However, Intellectuals have raised questions about the validity of the tool of extra Judicial killings which is devised and resorted to by a large section of the Indian Police. Many have debated over whether a democratic country should follow the constitutional norms and adhere to the due process of law or shall it adopt the measures of retributive justice to bring instant and speedy justice to the victims’.
History of Encounter Policy
Since the 20th century the philosophy of encounters have come into existence both in India and Pakistan which gives power to the police or armed forces to raise their weapons in the act of self defense against the suspected criminals and terrorists as a means of Extra-Judicial killings. During the 1990s and 2000s Mumbai police used this power as a means to eradicate city mafias and underworld bosses.
In Pakistan also, Sindh Police is also notorious for extra-judicial killings as fake encounters in Karachi.
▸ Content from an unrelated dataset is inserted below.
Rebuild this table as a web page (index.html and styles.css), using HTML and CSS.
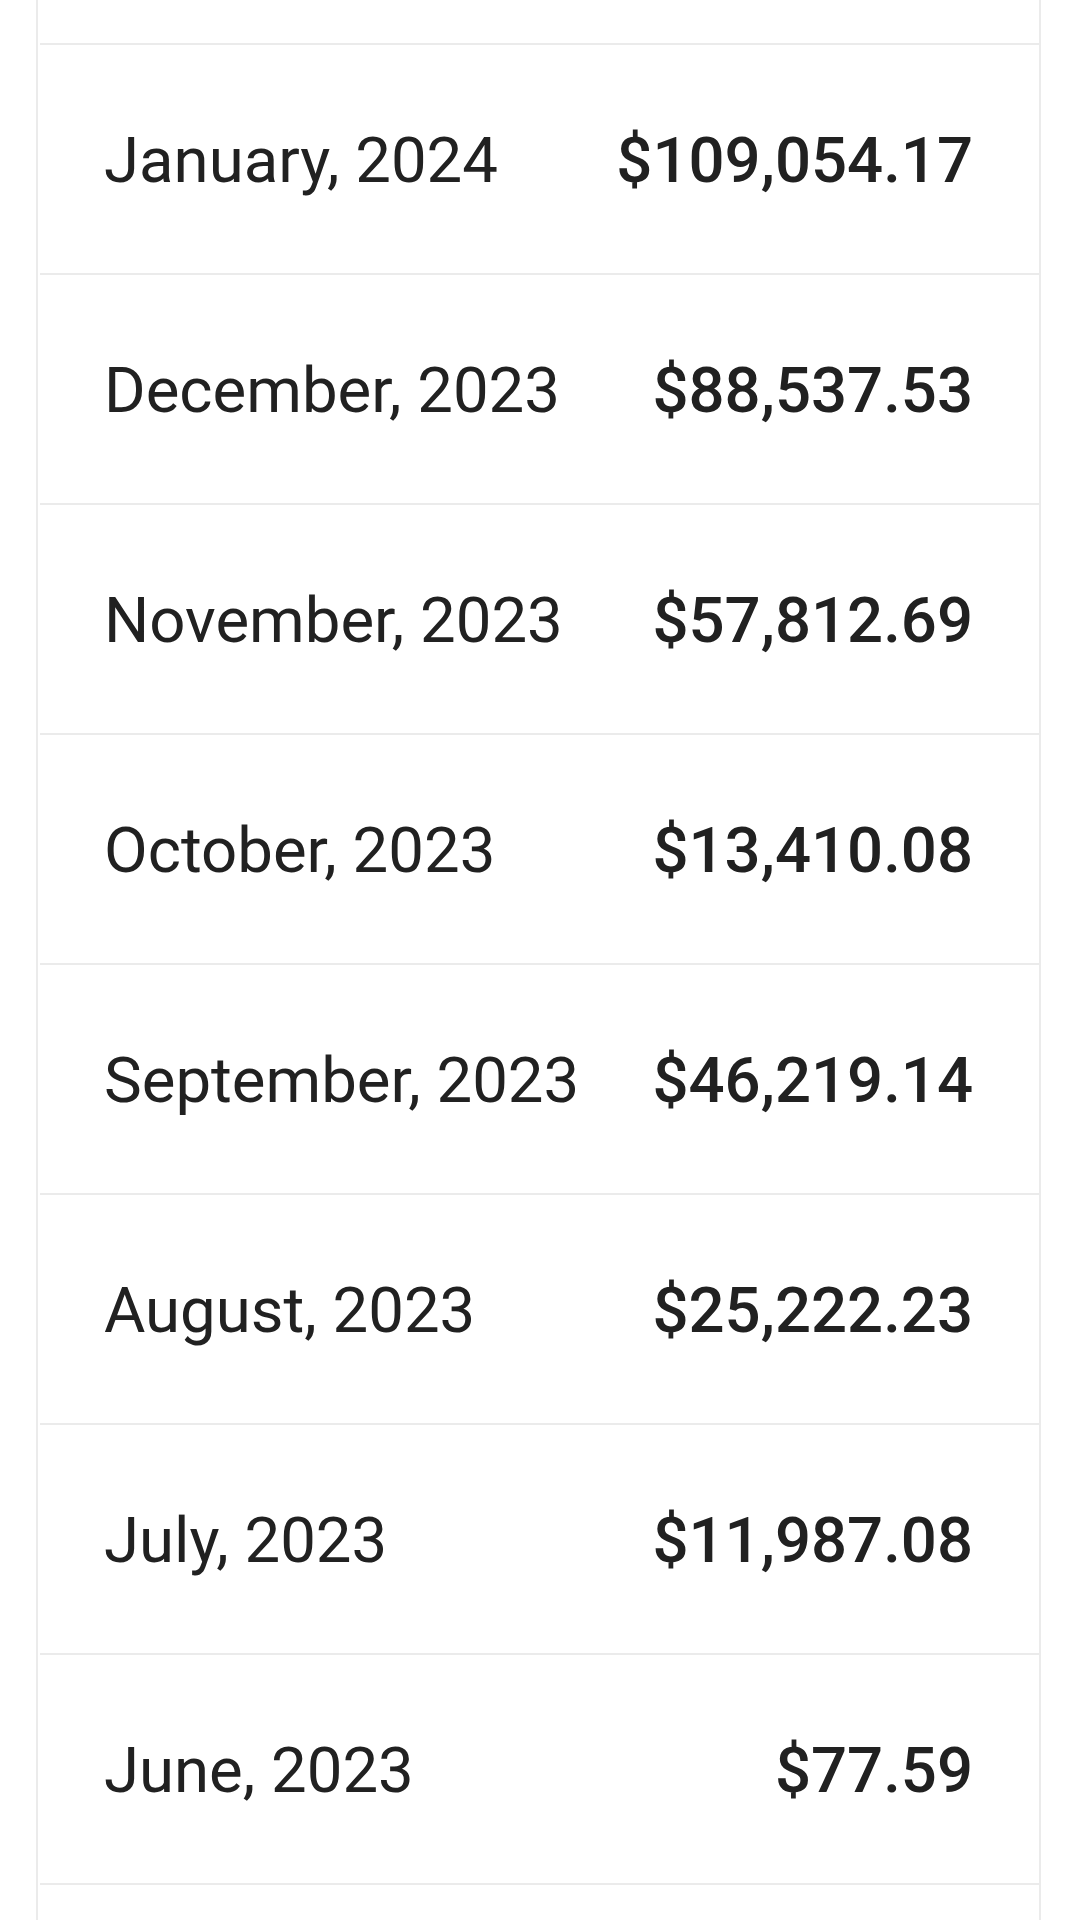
FILE: index.html
```html
<!DOCTYPE html>
<html lang="en">
<head>
    <meta charset="UTF-8">
    <title>Monthly Totals</title>
    <link rel="stylesheet" href="styles.css">
</head>
<body>
    <ul class="statement">
        <li class="row row-cut"></li>
        <li class="row"><span class="month">January, 2024</span><span class="amount">$109,054.17</span></li>
        <li class="row"><span class="month">December, 2023</span><span class="amount">$88,537.53</span></li>
        <li class="row"><span class="month">November, 2023</span><span class="amount">$57,812.69</span></li>
        <li class="row"><span class="month">October, 2023</span><span class="amount">$13,410.08</span></li>
        <li class="row"><span class="month">September, 2023</span><span class="amount">$46,219.14</span></li>
        <li class="row"><span class="month">August, 2023</span><span class="amount">$25,222.23</span></li>
        <li class="row"><span class="month">July, 2023</span><span class="amount">$11,987.08</span></li>
        <li class="row"><span class="month">June, 2023</span><span class="amount">$77.59</span></li>
        <li class="row"></li>
    </ul>
</body>
</html>
```

FILE: styles.css
```css
body {
    margin: 0;
    background-color: #ffffff;
    font-family: Roboto, "Noto Sans", sans-serif;
    color: #212121;
    overflow: hidden;
}

.statement {
    list-style: none;
    margin: 0 0 0 36px;
    padding: 0;
    width: 1005px;
    box-sizing: border-box;
    border-left: 2px solid #ebebeb;
    border-right: 2px solid #ebebeb;
}

.row {
    display: flex;
    justify-content: space-between;
    align-items: center;
    height: 230px;
    padding: 2px 66px 0 64px;
    box-sizing: border-box;
    margin-left: 2px;
    border-bottom: 2px solid #ebebeb;
    font-size: 63.5px;
}

.row-cut {
    height: 45px;
}

.month {
    font-weight: 400;
}

.amount {
    font-weight: 500;
}
```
According to the National Human Rights Commission (NHRC) of India survey, there were many cases of alleged fake encounters. Killing of gangster Manya Surve on 1 January 1982, by police officers Raja Tambat and Isaque Bagwan at the Wadala area is often referred to as the city’s first recognised encounter killing. From that period until early 2003, the police killed 1,200 alleged criminals.
Another important case is of Veerappan, the notorious forest brigand, who was reportedly killed by the Special Task Force (STF) in an encounter on 18 October 2004. Some human rights organizations claimed that the circumstantial evidence indicated that he was killed in a fake encounter after being tortured by the police.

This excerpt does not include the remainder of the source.